Vivre hors du TCA devient alors impossible, il faudrait assumer d’être quelqu’un qui a été effacé, oublié. Risquer d’être quelqu’un, en n’ayant plus peur de soi-même.
Pourtant vivre c’est risquer.
Vivre c’est sentir.
Vivre c’est exister.
Oser en parler
Est-ce que quelqu’un peut me comprendre ?
Enfermé dans la maladie, on n’a plus qu’un seul espoir : celui d’être compris(e). Pourtant, tenter d’expliquer est impossible et se solde souvent par un échec qui rend plus épais encore le silence, plus grande la solitude.
On n’arrive pas à s’en sortir. On est submergé, dépassé et épuisé. On doit porter ce fardeau seul(e). C’est une bataille entre soi et soi. Comment se battre contre une chose qui vit en soi et qui décide tout ? Finalement il ne reste que le vide.
On est terrifié(e) à l’idée de dire. Comment en parler ? Cela fait si peur. On ne peut pas être compris. Avouer c’est prendre le risque d’être rejeté(e) tout comme l’on rejette ce que l’on ne comprend pas.
Difficile de saisir le sens de cette existence effacée par la maladie. On ne se reconnait plus. On est perdu. On cherche ce qui pourrait arrêter la souffrance. Y-a-t-il quelque chose à faire ? On veut crier à l’aide. Mais on a trop honte.
Ces sentiments ne s’expliquent pas, ils se vivent.
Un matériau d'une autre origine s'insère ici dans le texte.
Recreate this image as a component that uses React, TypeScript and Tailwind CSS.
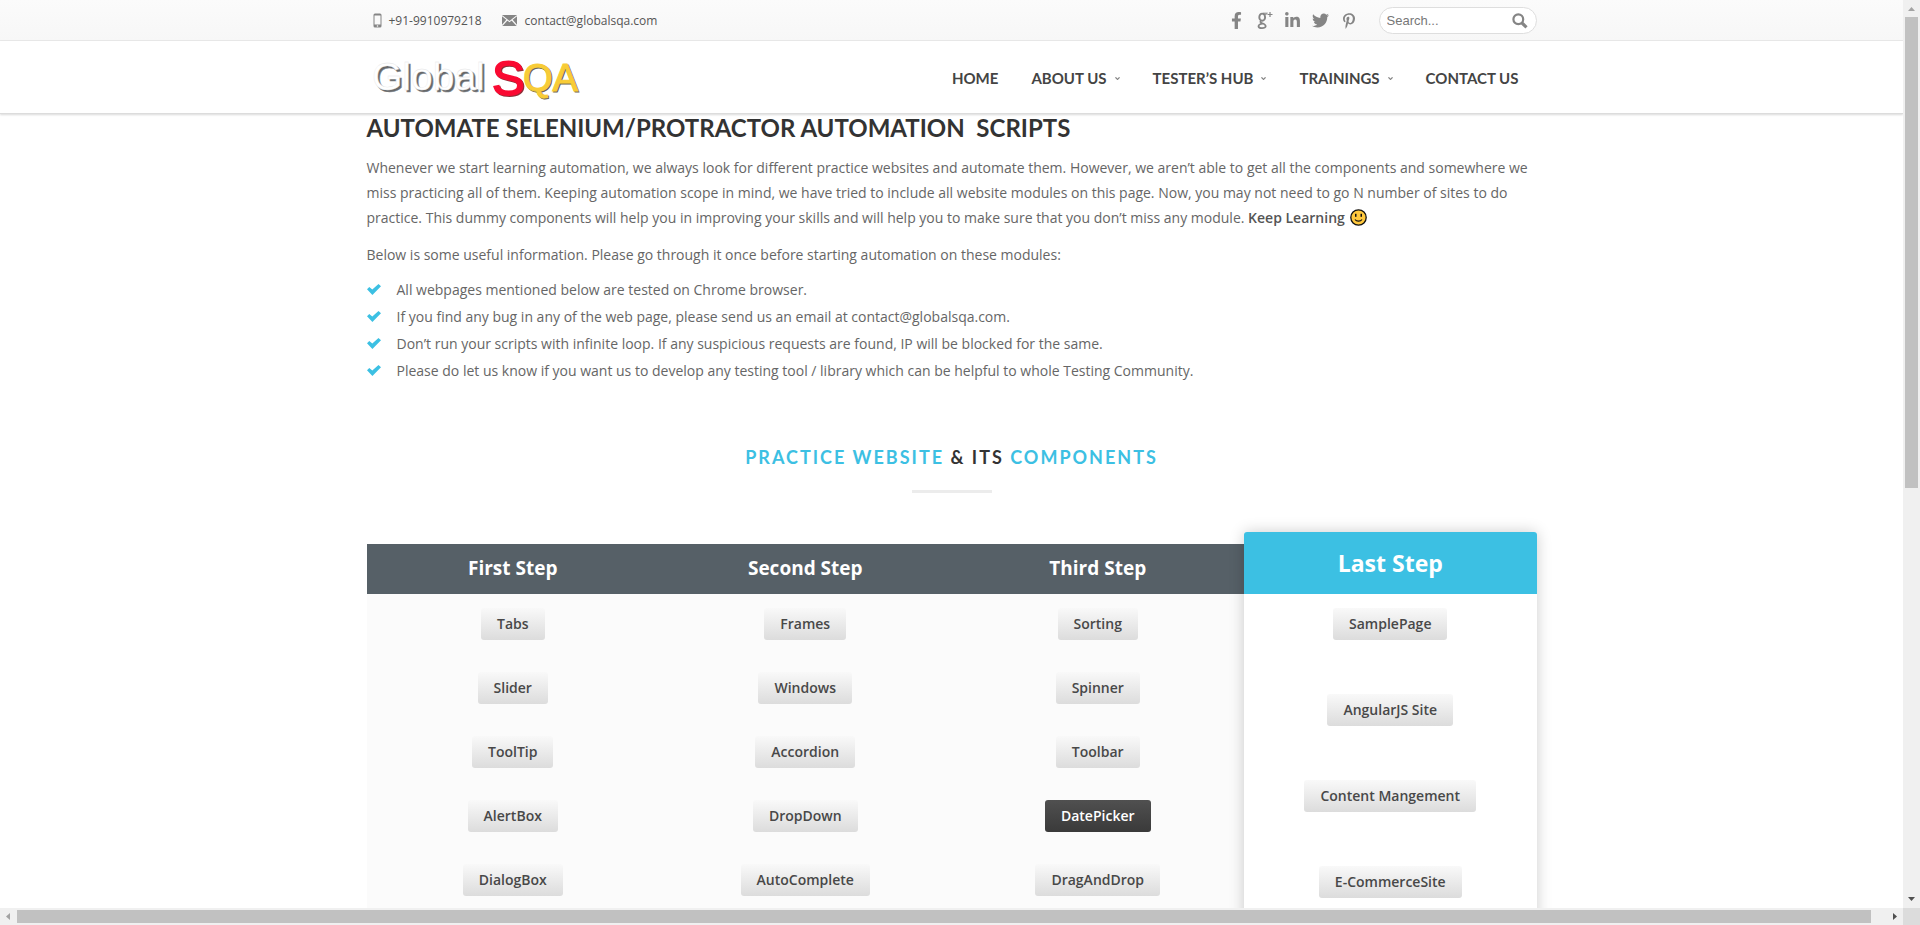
import React from 'react';
import { FaFacebookF, FaLinkedinIn, FaTwitter, FaPinterestP } from 'react-icons/fa';

const displayFont = "font-['Lato','Open_Sans',sans-serif]";

function GooglePlusIcon() {
  return (
    <svg viewBox="0 0 16 17" className="h-[17px] w-4" fill="none" stroke="currentColor">
      <ellipse cx="5.2" cy="5.2" rx="2.9" ry="3.6" strokeWidth="1.9" />
      <path d="M6 1.2h4.4L9.2 2.3H7" strokeWidth="1" />
      <path d="M4.2 8.6c-1.6 1.2-.6 2 .9 2.6 2 .8 3.9 1.500 3.600 3.200-.4 2.200-6.800 2.400-7.200.100-.2-1.500 1.500-2.600 4.200-2.800" strokeWidth="1.700" />
      <path d="M13 0v5M10.500 2.500h5" strokeWidth="1.200" />
    </svg>
  );
}

const socials = [
  { label: 'Facebook', icon: <FaFacebookF size={17} /> },
  { label: 'Google Plus', icon: <GooglePlusIcon /> },
  { label: 'LinkedIn', icon: <FaLinkedinIn size={17} /> },
  { label: 'Twitter', icon: <FaTwitter size={17} /> },
  { label: 'Pinterest', icon: <FaPinterestP size={16} /> },
];

const navItems = [
  { label: 'HOME', menu: false },
  { label: 'ABOUT US', menu: true },
  { label: 'TESTER’S HUB', menu: true },
  { label: 'TRAININGS', menu: true },
  { label: 'CONTACT US', menu: false },
];

const notes = [
  'All webpages mentioned below are tested on Chrome browser.',
  'If you find any bug in any of the web page, please send us an email at contact@globalsqa.com.',
  'Don’t run your scripts with infinite loop. If any suspicious requests are found, IP will be blocked for the same.',
  'Please do let us know if you want us to develop any testing tool / library which can be helpful to whole Testing Community.',
];

const steps = [
  { title: 'First Step', items: ['Tabs', 'Slider', 'ToolTip', 'AlertBox', 'DialogBox'] },
  { title: 'Second Step', items: ['Frames', 'Windows', 'Accordion', 'DropDown', 'AutoComplete'] },
  { title: 'Third Step', items: ['Sorting', 'Spinner', 'Toolbar', 'DatePicker', 'DragAndDrop'] },
];

const lastStep = ['SamplePage', 'AngularJS Site', 'Content Mangement', 'E-CommerceSite'];

function TopBar() {
  return (
    <div className="h-[41px] border-b border-[#e9e9e9] bg-linear-to-b from-[#fbfbfb] to-[#f7f7f7]">
      <div className="mx-auto flex h-10 max-w-[1170px] items-center justify-between pt-px">
        <div className="flex items-center pl-[6px] text-xs text-[#555]">
          <svg viewBox="0 0 9 15" className="mr-[7px] h-[15px] w-[9px]">
            <rect x="0.500" y="0.500" width="8" height="14" rx="1.500" fill="#858585" />
            <rect x="1.500" y="2.500" width="6" height="9" fill="#fafafa" />
            <circle cx="4.500" cy="13" r="0.800" fill="#fafafa" />
          </svg>
          <span>+91-9910979218</span>
          <svg viewBox="0 0 15 11" className="mr-2 ml-5 h-[11px] w-[15px]">
            <rect width="15" height="11" fill="#858585" />
            <path d="M0 .6L7.500 6.600 15 .6M0 10.600L5 5M15 10.600L10 5" fill="none" stroke="#fafafa" strokeWidth="1.200" />
          </svg>
          <a href="#contact">contact@globalsqa.com</a>
        </div>
        <div className="flex items-center">
          <div className="mr-4 flex items-center text-[#858585]">
            {socials.map((s) => (
              <a key={s.label} href="#social" aria-label={s.label} className="flex w-7 justify-center">
                {s.icon}
              </a>
            ))}
          </div>
          <form className="flex h-[27px] w-[158px] items-center rounded-full border border-[#dedede] bg-white pr-2 pl-[7px]">
            <input
              type="text"
              aria-label="Search"
              placeholder="Search..."
              className="min-w-0 flex-1 bg-transparent font-['Liberation_Sans',Arial,sans-serif] text-[13px] text-[#666] outline-none placeholder:text-[#777]"
            />
            <button type="button" aria-label="Submit search">
              <svg viewBox="0 0 16 16" className="size-4" fill="none" stroke="#858585">
                <circle cx="6.300" cy="6.300" r="4.900" strokeWidth="2.200" />
                <path d="M9.800 9.800L14.500 14.300" strokeWidth="3.200" />
              </svg>
            </button>
          </form>
        </div>
      </div>
    </div>
  );
}

function Logo() {
  return (
    <a href="#home" aria-label="GlobalSQA">
      <svg viewBox="0 0 220 50" className="h-[50px] w-[220px] overflow-visible font-['Liberation_Sans',Arial,sans-serif]">
        <g fontSize="38">
          <text x="157" y="38" fill="#6b6554" stroke="#6b6554">QA</text>
          <text x="156" y="37" fill="#f8cc36" stroke="#f8cc36">QA</text>
        </g>
        <g fontSize="39">
          <text x="7" y="38" fill="#66686a" stroke="#8a8c8e" strokeWidth="0.500">Global</text>
          <text x="5" y="36" fill="#ffffff" stroke="#e4e5e6" strokeWidth="0.300">Global</text>
        </g>
        <g fontSize="49">
          <text x="126" y="42" fill="#8d3038" stroke="#8d3038" strokeWidth="1.800">S</text>
          <text x="125" y="41" fill="#fa0a32" stroke="#fa0a32" strokeWidth="1.800">S</text>
        </g>
      </svg>
    </a>
  );
}

function Header() {
  return (
    <header className="relative z-10 border-b border-[#dcdcdc] bg-white shadow-[0_1px_2px_rgba(0,0,0,0.15)]">
      <div className="mx-auto flex h-[72px] max-w-[1170px] items-center justify-between pt-[3px]">
        <Logo />
        <nav className={`${displayFont} flex items-center gap-[33px] pr-[18px] text-[15px] font-bold text-[#444]`}>
          {navItems.map((n) => (
            <a key={n.label} href="#nav" className="flex items-center gap-2 whitespace-nowrap">
              {n.label}
              {n.menu && (
                <svg viewBox="0 0 5 3" className="h-[3px] w-[5px]">
                  <path d="M0 .5L2.500 3 5 .5H3.800L2.500 1.700 1.200 .5z" fill="#777" stroke="#777" strokeWidth="0.300" />
                </svg>
              )}
            </a>
          ))}
        </nav>
      </div>
    </header>
  );
}

function Smiley() {
  return (
    <svg viewBox="0 0 17 17" role="img" aria-label="smile" className="ml-[2px] inline-block size-[17px] align-[-3px]">
      <circle cx="8.500" cy="8.500" r="7.700" fill="#ffc83d" stroke="#111" strokeWidth="1.300" />
      <rect x="5" y="4.800" width="1.500" height="3" fill="#111" />
      <rect x="10.500" y="4.800" width="1.500" height="3" fill="#111" />
      <path d="M5 10.500c1.500 2.200 5.500 2.200 7 0" fill="none" stroke="#111" strokeWidth="1.200" />
    </svg>
  );
}

function StepLink({ label }: { label: string }) {
  const tone = label === 'DatePicker' ? 'from-[#505050] to-[#3a3a3a] text-white' : 'from-[#f9f9f9] to-[#dcdcdc] text-[#484848]';
  return (
    <a
      href="#demo"
      className={`${tone} flex h-8 items-center rounded-[3px] bg-linear-to-b px-4 text-sm font-semibold whitespace-nowrap`}
    >
      {label}
    </a>
  );
}

function Steps() {
  return (
    <section className="grid grid-cols-4 items-end">
      {steps.map((s) => (
        <div key={s.title} className="self-stretch pt-3">
          <div className="flex h-full flex-col bg-[#fbfbfb]">
            <h4 className="flex h-[50px] items-center justify-center bg-[#566067] text-[19px] font-bold text-white">{s.title}</h4>
            <ul className="flex flex-col items-center gap-8 py-[14px]">
              {s.items.map((i) => (
                <li key={i}>
                  <StepLink label={i} />
                </li>
              ))}
            </ul>
          </div>
        </div>
      ))}
      <div className="relative rounded-t-[3px] bg-white shadow-[0_0_15px_rgba(0,0,0,0.2)]">
        <h4 className="flex h-[62px] items-center justify-center rounded-t-[3px] bg-[#3cc0e3] text-[23px] font-bold text-white">Last Step</h4>
        <ul className="flex flex-col items-center gap-[54px] pt-[14px] pb-12">
          {lastStep.map((i) => (
            <li key={i}>
              <StepLink label={i} />
            </li>
          ))}
        </ul>
      </div>
    </section>
  );
}

function Arrow({ d, dim = false }: { d: string; dim?: boolean }) {
  return (
    <svg viewBox="0 0 17 17" className="size-[17px] shrink-0">
      <path d={d} fill={dim ? '#a3a3a3' : '#505050'} />
    </svg>
  );
}

export default function App() {
  return (
    <div className="flex h-screen flex-col overflow-hidden bg-white font-['Open_Sans',sans-serif]">
      <div className="flex min-h-0 flex-1">
        <div className="min-w-0 flex-1 overflow-hidden">
          <TopBar />
          <Header />
          <main className="mx-auto max-w-[1170px] text-sm text-[#666]">
            <h1 className={`${displayFont} text-2xl leading-7 font-bold whitespace-pre text-[#333]`}>
              {'AUTOMATE SELENIUM/PROTRACTOR AUTOMATION  SCRIPTS'}
            </h1>
            <p className="mt-[13px] leading-[25px]">
              Whenever we start learning automation, we always look for different practice websites and automate them. However, we
              aren’t able to get all the components and somewhere we miss practicing all of them. Keeping automation scope in mind,
              we have tried to include all website modules on this page. Now, you may not need to go N number of sites to do
              practice. This dummy components will help you in improving your skills and will help you to make sure that you don’t
              miss any module. <strong className="font-semibold text-[#555]">Keep Learning</strong> <Smiley />
            </p>
            <p className="mt-3 leading-[25px]">
              Below is some useful information. Please go through it once before starting automation on these modules:
            </p>
            <ul className="mt-[9px] leading-[27px]">
              {notes.map((n) => (
                <li key={n} className="flex items-center">
                  <svg viewBox="0 0 14 11" className="mr-4 h-[11px] w-[14px] shrink-0" fill="#3cc0e3">
                    <path d="M0 5.200L2.300 3 5.300 5.600 11.500 0 14 2.300 5.400 11z" />
                  </svg>
                  {n}
                </li>
              ))}
            </ul>
            <div className="pt-[61px] pb-[39px] text-center">
              <h2 className={`${displayFont} text-lg leading-6 font-bold tracking-[2px] text-[#333]`}>
                <span className="text-[#3cc0e3]">PRACTICE WEBSITE</span> &amp; ITS <span className="text-[#3cc0e3]">COMPONENTS</span>
              </h2>
              <div className="mx-auto mt-[21px] h-[3px] w-20 bg-[#ececec]" />
            </div>
            <Steps />
          </main>
        </div>
        <div className="flex w-[17px] flex-col items-center justify-between bg-[#f0f0f0]">
          <Arrow d="M5 11L8.500 7 12 11z" dim />
          <div className="w-[13px] flex-[471] bg-[#c1c1c1]" />
          <div className="flex-[403]" />
          <Arrow d="M5 6L8.500 10 12 6z" />
        </div>
      </div>
      <div className="flex h-[17px] items-center bg-[#f0f0f0]">
        <Arrow d="M10 5L6 8.500 10 12z" dim />
        <div className="h-[13px] flex-[1854] bg-[#c1c1c1]" />
        <div className="flex-[15]" />
        <Arrow d="M7 5L11 8.500 7 12z" />
        <div className="size-[17px] bg-[#dcdcdc]" />
      </div>
    </div>
  );
}
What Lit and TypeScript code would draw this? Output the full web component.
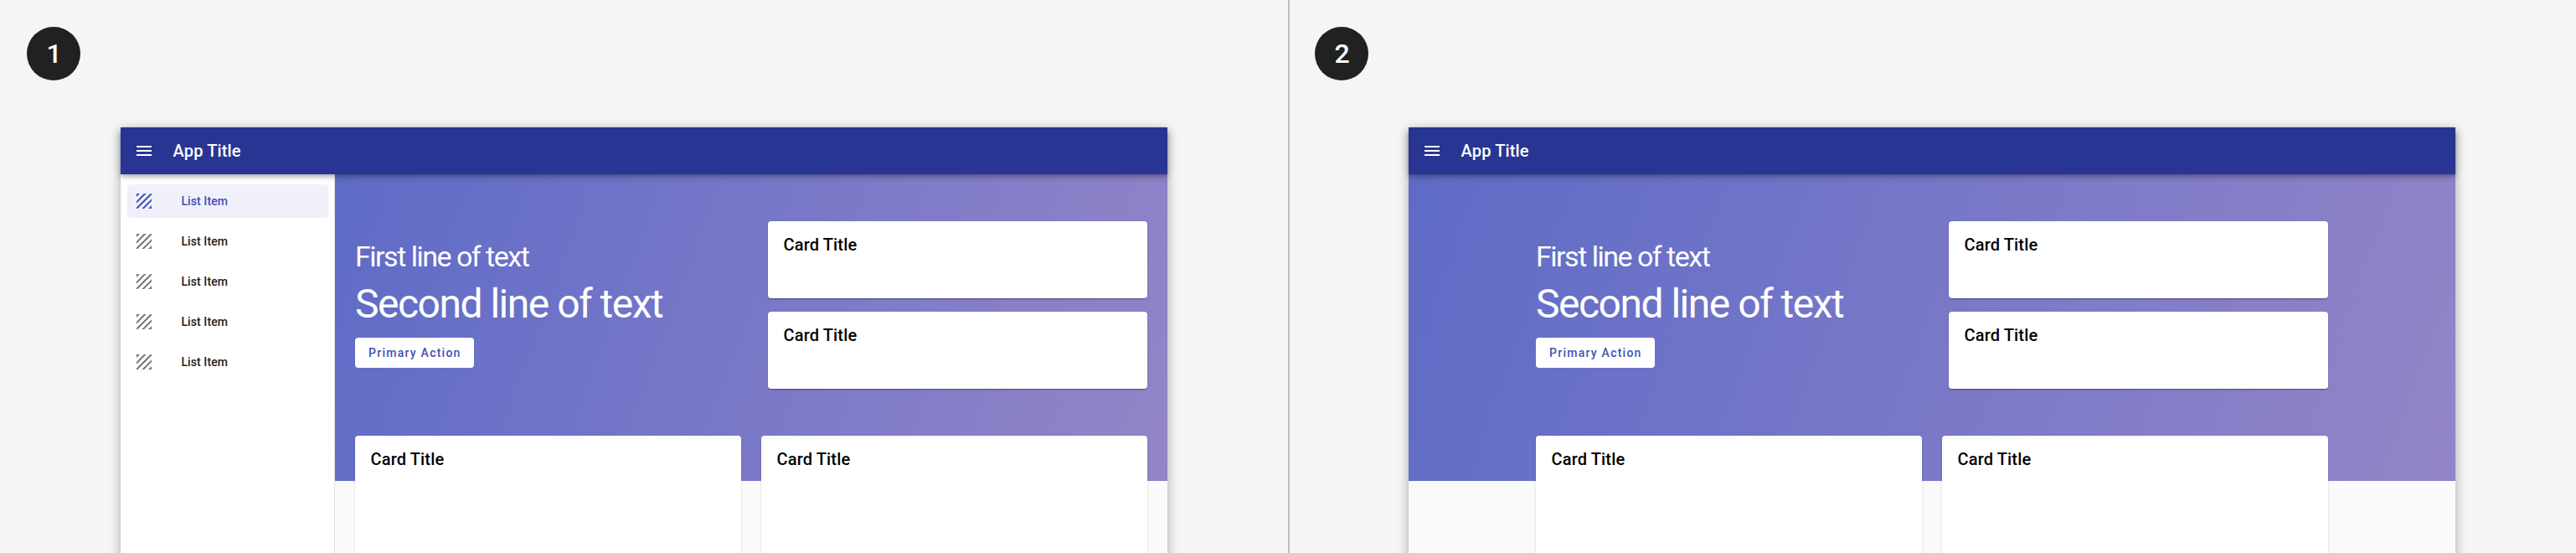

Il faut pourtant oser les partager pour pouvoir se libérer.
Oser agir
Un jour quelque chose se passe, la bulle éclate, on s’aperçoit que la maladie est là et qu’on n’en veut plus.
On souffre alors de comprendre, de voir la réalité, réaliser qu’on était enfermé.
Maintenant que vous avez senti que vous ne vouliez plus, il faut oser agir. S’autoriser à y croire et percevoir que c’est possible !
Franchir, petit à petit, ces frontières qui vous séparent encore de vous-même, de ce que vous êtes et non de ce que vous devez être, de ce que vous faites et non de ce que vous devez faire, de vos projets et non ceux de la maladie.
Vous n’êtes pas seul(e). Acceptez de demander de l’aide, entourez-vous et plus que tout, soyez en sûrs : vous méritez la guérison.